As the 76-year-old draws the curtain on an illustrious career,  a group of adult men, who had been cared for by the legendary Mlenze as young initiates themselves, decided to spring a surprise by hosting a special send-off for the old man.

Some of them are now holding key positions in government, the corporate world and others have become politicians.

They have also become proud parents.

DispatchLIVE attended the event hosted at Liefeldt village in Qonce on Sunday.

One of those behind honouring Baw’uTshawe, Mlenze’s clan name, was Mkhululi Gawula, who now works as a national manager for the agriculture, rural development and land reform department. He described him as a beacon of hope for traditional initiation. 

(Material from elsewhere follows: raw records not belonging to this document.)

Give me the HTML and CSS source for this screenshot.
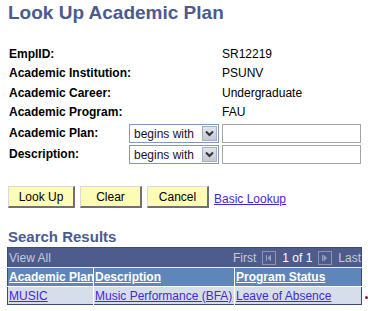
FILE: index.html
```html
<!DOCTYPE html>
<html lang="en">
<head>
  <meta charset="UTF-8" />
  <title>Look Up Academic Plan</title>
  <link rel="stylesheet" href="styles.css">
</head>
<body>

  <h1 class="page-title">Look Up Academic Plan</h1>

  <div class="search-form">
    <div class="label">EmplID:</div>
    <div class="value">SR12219</div>

    <div class="label">Academic Institution:</div>
    <div class="value">PSUNV</div>

    <div class="label">Academic Career:</div>
    <div class="value">Undergraduate</div>

    <div class="label">Academic Program:</div>
    <div class="value">FAU</div>

    <div class="label field-row">Academic Plan:</div>
    <div class="operator field-row">
      <span class="op-text">begins with</span>
      <span class="op-arrow">
        <svg width="9" height="7" viewBox="0 0 9 7"><path d="M1 1.5 L4.5 5 L8 1.5" fill="none" stroke="#333" stroke-width="2"/></svg>
      </span>
    </div>
    <input class="text-input field-row" type="text">

    <div class="label field-row">Description:</div>
    <div class="operator field-row">
      <span class="op-text">begins with</span>
      <span class="op-arrow">
        <svg width="9" height="7" viewBox="0 0 9 7"><path d="M1 1.5 L4.5 5 L8 1.5" fill="none" stroke="#333" stroke-width="2"/></svg>
      </span>
    </div>
    <input class="text-input field-row" type="text">
  </div>

  <div class="button-row">
    <button class="ps-btn btn-lookup">Look Up</button>
    <button class="ps-btn">Clear</button>
    <button class="ps-btn">Cancel</button>
    <a href="#" class="basic-link">Basic Lookup</a>
  </div>

  <h2 class="section-title">Search Results</h2>

  <div class="results-wrap">
    <table class="results-grid">
      <colgroup>
        <col class="col-plan">
        <col class="col-desc">
        <col class="col-status">
      </colgroup>
      <tr class="pager-row">
        <td colspan="3">
          <div class="pager">
            <span class="view-all">View All</span>
            <span class="pager-nav">
              <span class="pager-dim">First</span>
              <span class="nav-icon">
                <svg width="12" height="12" viewBox="0 0 12 12"><rect x="3" y="3" width="1" height="6" fill="#9aa0b8"/><path d="M8 2.5 L8 9.5 L4.5 6 Z" fill="#9aa0b8"/></svg>
              </span>
              <span class="pager-count">1 of 1</span>
              <span class="nav-icon">
                <svg width="12" height="12" viewBox="0 0 12 12"><rect x="3" y="3" width="1" height="6" fill="#9aa0b8"/><path d="M4.5 2.5 L4.5 9.5 L8 6 Z" fill="#9aa0b8"/></svg>
              </span>
              <span class="pager-dim">Last</span>
            </span>
          </div>
        </td>
      </tr>
      <tr class="head-row">
        <th><a href="#">Academic Plan</a></th>
        <th><a href="#">Description</a></th>
        <th><a href="#">Program Status</a></th>
      </tr>
      <tr class="data-row">
        <td><a href="#">MUSIC</a></td>
        <td><a href="#">Music Performance (BFA)</a></td>
        <td><a href="#">Leave of Absence</a></td>
      </tr>
    </table>
    <span class="edge-dot"></span>
  </div>

</body>
</html>
```

FILE: styles.css
```css
body {
  margin: 0;
  padding: 0 8px;
  font-family: "Liberation Sans", Arial, sans-serif;
  font-size: 12px;
  color: #000;
  background-color: #fff;
}

.page-title {
  margin: 1px 0 19px 0;
  font-size: 19px;
  line-height: 24px;
  font-weight: bold;
  color: #4b5a8f;
}

/* search criteria */
.search-form {
  display: grid;
  grid-template-columns: 121px 93px 139px;
  grid-template-rows: 20px 19px 20px 19px 21px 21px;
  align-items: center;
}

.label {
  grid-column: 1;
  font-weight: bold;
  padding-left: 1px;
  line-height: 19px;
  white-space: nowrap;
}

.value {
  grid-column: 3;
  line-height: 19px;
}

.field-row {
  align-self: end;
}

.operator {
  grid-column: 2;
  width: 90px;
  height: 19px;
  box-sizing: border-box;
  border: 1px solid #7f9abc;
  background-color: #fff;
  display: flex;
  align-items: center;
  justify-content: space-between;
}

.op-text {
  padding-left: 4px;
  color: #1e1030;
}

.op-arrow {
  width: 15px;
  height: 15px;
  margin-right: 1px;
  box-sizing: border-box;
  border: 1px solid #a9afbf;
  background: linear-gradient(#e2e5ec, #c3c8d5);
  display: flex;
  align-items: center;
  justify-content: center;
}

.text-input {
  grid-column: 3;
  width: 139px;
  height: 19px;
  box-sizing: border-box;
  margin: 0;
  border: 1px solid #a5a5a5;
  background-color: #fff;
  font-family: inherit;
  font-size: 12px;
}

/* buttons */
.button-row {
  margin-top: 22px;
  display: flex;
  align-items: flex-end;
  gap: 5px;
}

.ps-btn {
  width: 62px;
  height: 22px;
  padding: 0;
  background-color: #fcfcb6;
  border-style: solid;
  border-width: 1px 2px 2px 1px;
  border-color: #dadada #707070 #707070 #dadada;
  font-family: inherit;
  font-size: 12px;
  color: #000;
  cursor: pointer;
}

.btn-lookup {
  width: 67px;
}

.basic-link {
  color: #4626d6;
  line-height: 15px;
  margin-bottom: 1px;
}

/* results */
.section-title {
  margin: 18px 0 0 0;
  font-size: 15px;
  line-height: 21px;
  font-weight: bold;
  color: #4b5a8f;
}

.results-wrap {
  display: flex;
  align-items: flex-end;
  margin-left: -1px;
}

.results-grid {
  flex: none;
  width: 355px;
  table-layout: fixed;
  border-collapse: collapse;
  border: 1px solid #3b4b7d;
}

.col-plan {
  width: 86px;
}

.col-desc {
  width: 141px;
}

.results-grid td,
.results-grid th {
  padding: 0 0 0 1px;
  text-align: left;
  white-space: nowrap;
  overflow: hidden;
}

.pager-row td {
  background-color: #4d5b8d;
  height: 19px;
  padding-right: 0;
}

.pager {
  display: flex;
  justify-content: space-between;
  align-items: center;
}

.view-all {
  color: #c6cada;
}

.pager-nav {
  display: flex;
  align-items: center;
  gap: 6px;
}

.pager-dim {
  color: #c6cada;
}

.pager-count {
  color: #fff;
}

.nav-icon {
  width: 12px;
  height: 12px;
  border: 1px solid #8e94ad;
  display: flex;
}

.head-row th {
  background-color: #5f86b9;
  height: 18px;
  border-top: 1px solid #e8ecf4;
  border-left: 1px solid #fff;
}

.head-row th:first-child,
.data-row td:first-child {
  border-left: none;
}

.head-row a {
  color: #fff;
  font-weight: bold;
}

.data-row td {
  background-color: #d6deec;
  height: 17px;
  border-left: 1px solid #fff;
  border-top: 1px solid #fff;
}

.data-row a {
  color: #4626d6;
}

.edge-dot {
  flex: none;
  width: 3px;
  height: 3px;
  margin: 0 0 6px 3px;
  border-radius: 50%;
  background-color: #8a1c3c;
}
```
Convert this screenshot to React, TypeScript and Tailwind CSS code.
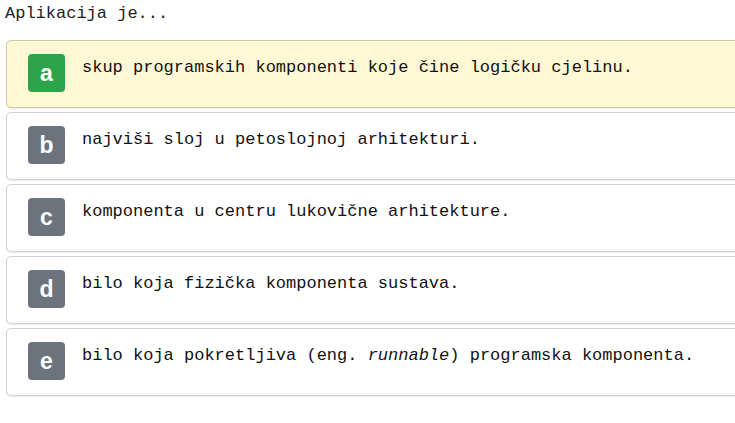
import React from 'react';

interface Option {
  key: string;
  text: React.ReactNode;
  correct?: boolean;
}

const options: Option[] = [
  { key: 'a', text: 'skup programskih komponenti koje čine logičku cjelinu.', correct: true },
  { key: 'b', text: 'najviši sloj u petoslojnoj arhitekturi.' },
  { key: 'c', text: 'komponenta u centru lukovične arhitekture.' },
  { key: 'd', text: 'bilo koja fizička komponenta sustava.' },
  {
    key: 'e',
    text: (
      <>
        bilo koja pokretljiva (eng. <em className="italic">runnable</em>) programska komponenta.
      </>
    ),
  },
];

const App: React.FC = () => {
  return (
    <div className="w-[735px] h-[423px] overflow-hidden bg-white font-['Courier_New','Liberation_Mono',monospace] text-[17px] text-[#111]">
      <p className="pl-[5px] pt-[3px] leading-[22px] text-[#222]">Aplikacija je...</p>

      <div className="mt-[15px] ml-[6px] mr-[-12px] flex flex-col gap-[4px]">
        {options.map((o) => (
          <div
            key={o.key}
            className={`h-[68px] flex items-start pl-[21px] pt-[13px] rounded-[5px] border shadow-[0_1px_1px_rgba(0,0,0,0.08)] ${
              o.correct ? 'bg-[#fff8d4] border-[#cfc9a8]' : 'bg-white border-[#d2d2d2]'
            }`}
          >
            <span
              className={`w-[37px] h-[38px] shrink-0 flex items-center justify-center rounded-[4px] text-white font-bold text-[23px] pt-[1px] font-['Liberation_Sans',Arial,sans-serif] ${
                o.correct ? 'bg-[#2ba44a]' : 'bg-[#6c737d]'
              }`}
            >
              {o.key}
            </span>
            <span className="ml-[17px] leading-[26px] pt-[1px]">{o.text}</span>
          </div>
        ))}
      </div>
    </div>
  );
};

export default App;
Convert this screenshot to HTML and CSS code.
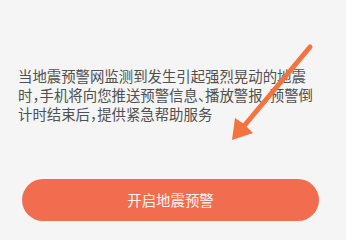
FILE: index.html
```html
<!DOCTYPE html>
<html lang="zh-CN">
<head>
<meta charset="utf-8">
<link rel="stylesheet" href="styles.css">
</head>
<body>
<main class="page">
  <p class="desc">当地震预警网监测到发生引起强烈晃动的地震时，手机将向您推送预警信息、播放警报，预警倒计时结束后，提供紧急帮助服务</p>
  <button class="cta" type="button">开启地震预警</button>
  <svg class="arrow" width="346" height="229" viewBox="0 0 346 229">
    <line x1="310" y1="47" x2="244" y2="126" stroke="#f4733f" stroke-width="5" stroke-linecap="round"/>
    <polygon points="232,140 235,118 244,124 253,133" fill="#f4733f"/>
  </svg>
</main>
</body>
</html>
```
FILE: styles.css
```css
html, body {
  margin: 0;
  padding: 0;
  background: #f5f5f5;
}
.page {
  position: relative;
  width: 346px;
  height: 229px;
  overflow: hidden;
  display: flex;
  flex-direction: column;
  font-family: "Noto Sans CJK SC", "Noto Sans", sans-serif;
}
.desc {
  margin: 0;
  padding: 66px 0 0 18px;
  width: 302px;
  font-size: 14.4px;
  line-height: 19px;
  color: #505050;
  font-feature-settings: "halt";
}
.cta {
  margin: 56px 0 0 22px;
  width: 297px;
  height: 42px;
  border: none;
  border-radius: 21px;
  background: #f26c4f;
  color: #fff6f2;
  font-family: inherit;
  font-size: 14.4px;
  padding: 0;
  line-height: 42px;
}
.arrow {
  position: absolute;
  left: 0;
  top: 0;
  pointer-events: none;
}
```
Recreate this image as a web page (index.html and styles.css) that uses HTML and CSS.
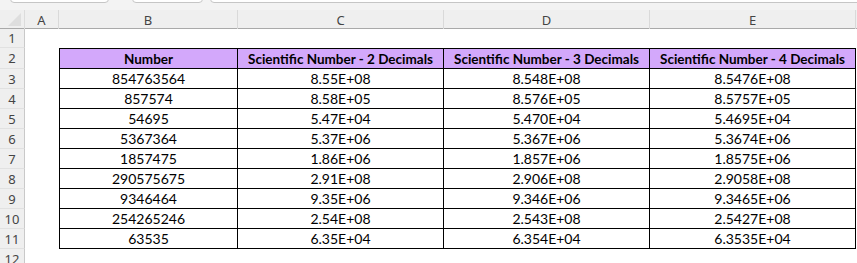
FILE: index.html
```html
<!DOCTYPE html>
<html lang="en">
<head>
  <meta charset="UTF-8" />
  <title>Scientific Number Formats</title>
  <link rel="stylesheet" href="styles.css">
</head>
<body>

  <!-- formula bar leftovers -->
  <div class="topbar">
    <span class="tb-box tb-name"></span>
    <span class="tb-box tb-fx"></span>
    <span class="tb-box tb-formula"></span>
  </div>

  <div class="sheet">
    <div class="row col-heads">
      <div class="corner"><span class="corner-tri"></span></div>
      <div class="ch">A</div>
      <div class="ch">B</div>
      <div class="ch">C</div>
      <div class="ch">D</div>
      <div class="ch">E</div>
      <div class="ch last"></div>
    </div>

    <div class="row r1">
      <div class="rh">1</div>
      <div></div><div></div><div></div><div></div><div></div><div></div>
    </div>

    <div class="row r-head">
      <div class="rh">2</div>
      <div></div>
      <div class="cell th first">Number</div>
      <div class="cell th">Scientific Number - 2 Decimals</div>
      <div class="cell th">Scientific Number - 3 Decimals</div>
      <div class="cell th">Scientific Number - 4 Decimals</div>
      <div></div>
    </div>

    <div id="dataRows"></div>

    <div class="row r12">
      <div class="rh">12</div>
      <div></div><div></div><div></div><div></div><div></div><div></div>
    </div>
  </div>

  <script>
    const rows = [
      ['854763564', '8.55E+08', '8.548E+08', '8.5476E+08'],
      ['857574', '8.58E+05', '8.576E+05', '8.5757E+05'],
      ['54695', '5.47E+04', '5.470E+04', '5.4695E+04'],
      ['5367364', '5.37E+06', '5.367E+06', '5.3674E+06'],
      ['1857475', '1.86E+06', '1.857E+06', '1.8575E+06'],
      ['290575675', '2.91E+08', '2.906E+08', '2.9058E+08'],
      ['9346464', '9.35E+06', '9.346E+06', '9.3465E+06'],
      ['254265246', '2.54E+08', '2.543E+08', '2.5427E+08'],
      ['63535', '6.35E+04', '6.354E+04', '6.3535E+04'],
    ];

    const dataRows = document.getElementById('dataRows');

    rows.forEach((r, i) => {
      const row = document.createElement('div');
      row.className = 'row r-data';
      let html = '<div class="rh">' + (i + 3) + '</div><div></div>';
      r.forEach((v, j) => {
        html += '<div class="cell' + (j === 0 ? ' first' : '') + '">' + v + '</div>';
      });
      html += '<div></div>';
      row.innerHTML = html;
      dataRows.appendChild(row);
    });
  </script>

</body>
</html>
```

FILE: styles.css
```css
body {
  margin: 0;
  background-color: #fff;
  font-family: 'Lato', 'Liberation Sans', sans-serif;
  color: #000;
  overflow: hidden;
}

/* formula bar strip at the very top */
.topbar {
  height: 10px;
  background-color: #f3f3f3;
  position: relative;
}

.tb-box {
  position: absolute;
  top: -6px;
  height: 7px;
  background-color: #fff;
  border: 1px solid #c6c6c6;
  border-radius: 4px;
}

.tb-name { left: 10px; width: 97px; }
.tb-fx { left: 132px; width: 69px; }
.tb-formula { left: 210px; width: 660px; }

.row {
  display: grid;
  grid-template-columns: 25px 34px 179px 206px 206px 206px 1fr;
}

/* column headers */
.col-heads {
  height: 18px;
  background-color: #efefef;
  border-bottom: 1px solid #a9a9a9;
}

.corner {
  position: relative;
  border-right: 1px solid #dcdcdc;
}

.corner-tri {
  position: absolute;
  right: 3px;
  bottom: 3px;
  width: 0;
  height: 0;
  border-left: 13px solid transparent;
  border-bottom: 13px solid #dedede;
}

.ch {
  display: flex;
  align-items: center;
  justify-content: center;
  font-family: 'Noto Sans', 'Open Sans', sans-serif;
  font-size: 13px;
  color: #444;
  border-right: 1px solid #d9d9d9;
  padding-top: 1px;
}

.ch.last {
  border-right: none;
}

/* row headers */
.rh {
  display: flex;
  align-items: center;
  justify-content: center;
  background-color: #efefef;
  border-right: 1px solid #c9c9c9;
  border-bottom: 1px solid #e1e1e1;
  font-family: 'Noto Sans', 'Open Sans', sans-serif;
  font-size: 13px;
  color: #444;
}

.r1 { height: 19px; }
.r-head { height: 21px; }
.r-data { height: 20px; }
.r12 { height: 20px; }

.r1 .rh { height: 18px; }

.cell {
  display: flex;
  align-items: center;
  justify-content: center;
  font-size: 14px;
  border-right: 1px solid #000;
  border-bottom: 1px solid #000;
  white-space: nowrap;
}

.cell.first {
  border-left: 1px solid #000;
}

.r-head .cell {
  border-top: 1px solid #000;
}

.th {
  background-color: #d3a8fb;
  font-weight: 700;
  font-size: 13.5px;
}

.r-data .rh,
.r-head .rh {
  border-bottom: 1px solid #e1e1e1;
}
```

“We owe our being as men  to Baw’uTshawe. He attended to hundreds of initiates who are now respected men in society and in their work places, ” he said.

“We are celebrating our commander, our hero, a man who had for more than  30 years, braved bad weather and left the  comfort of his home to go and look after initiates in the mountains without looking for any reward.”

Mlenze underwent circumcision  in 1967 at the age of 22.

“I started being ikhankatha when I was an initiate 54 years ago. I used to help my fellow initiates with small challenges they experience in the absence of our amakhankatha.

“My interest grew as I realised that I have a natural gift for doing this work,”  Mlenze said.

After he graduated from initiation school, Mlenze continued with his trade on a part-time basis due to work circumstances.

In 1989, Mlenze was officially appointed by elders as the village traditional nurse.

“If I add that I started as an initiate in 1957, it could mean that I have been doing this for 54 years now,” he said.

As his popularity soared, so did the demand for his services even in other villages around Qonce.

“I decided to buy a bicycle to be able to move faster to all corners of these communities and I am still using a bicycle.

“I would wake up early and by 4am leave my family for initiation schools and come back home at about 11am.

“I would go back again at about 3pm and returned home at about 7pm. Sometimes I will sleep over at initiation school, especially in the first eight days,”  Mlenze said.

In the 32 years there were no injuries.

Gawula said this showed the level of professionalism and skill the man had.

Apart from hosting the send-off, his former students bought him a bedroom suite. ​

Mlenze said his secret to no injuries was his passion for the trade, respect of human life and the custom of ulwaluko.

“To me this is a calling and I am not doing it for money or praise, but to give a service to my community  and maintain our custom and fear of God.

“I never expected this tribute or honour by these men, but I am thankful to God that I have done with aplomb the responsibility he entrusted or bestowed to me as his servant,”  Mlenze said with tears on his wrinkled face.   

Provincial co-operative governance and traditional affairs reported last year as many as 500 boys died at initiation schools in the past five years while health authorities had previously revealed that 233 initiations had suffered penile amputations between 2006 and 2014 alone.